There were no further reports of Jabhat al-Nusra advances on Sunday, after the faction took the main bases of the SRF and Harakat al-Hazm on Friday and Saturday.

The in-fighting began last Monday, amid claims that the SRF was “sitting on its hands” as other insurgents — led by Jabhat al-Nusra — pursued an offensive against the regime in Idlib city. After SRF fighters defected to other brigades, the SRF leader Jamal Maarouf tried to recover their weapons with raids on houses and reportedly some shelling of villages.

Jabhat al-Nusra, joined by the faction Jund al-Aqsa — which is mainly made up of foreign fighters — hit back hard. In the process, they attacked checkpoints of Harakat Hazm which tried to block their reinforcements.

Jabhat al-Nusra declared a unilateral ceasefire on Saturday, but demanded that the SRF and Maarouf appear in a Sharia court which is dominated by the Islamist faction. There is no sign of Maarouf’s compliance.

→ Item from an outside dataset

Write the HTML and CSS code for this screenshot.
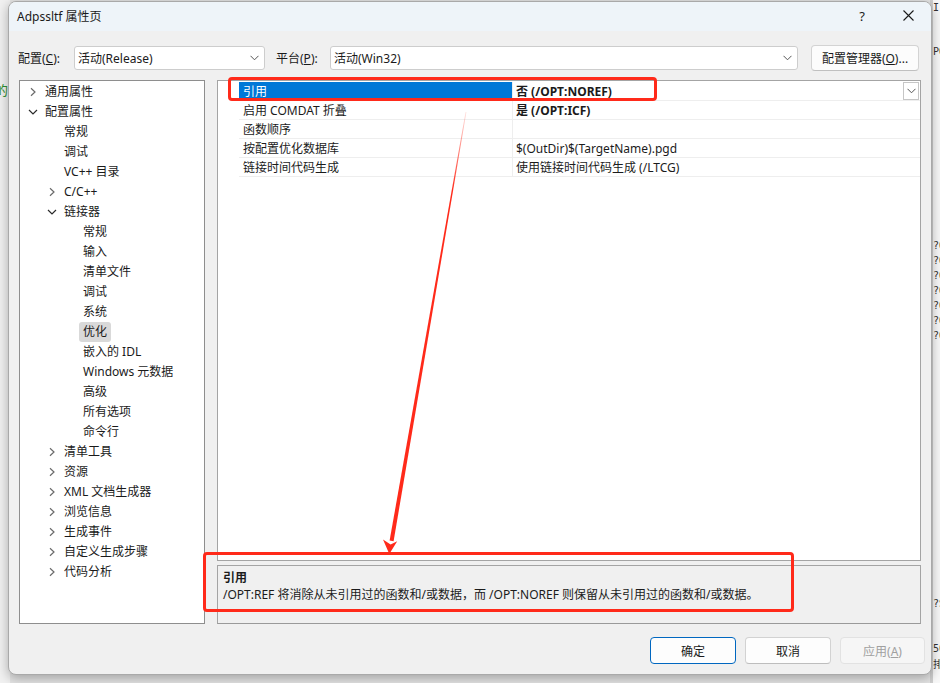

Meanwhile, other groups in the insurgency, including the Free Syrian Army and the Islamic Front, have called for a lasting cease-fire and a concentration on the fight against the Assad regime. They have also called for submission of disputes to a Sharia court — meaning an alternative Idlib court, not the one dominated by Jabhat al-Nusra.

Jabhat al-Nusra’s offensive was based in part on long-standing grievances with the SRF, which has been accused of war profiteering, corruption, and theft of supplies and weapons from other groups in the insurgency. This autumn, Jabhat al-Nusra and the Islamic Front announced a drive against “corruption” in northwest Syria which led to some skirmishes with SRF members.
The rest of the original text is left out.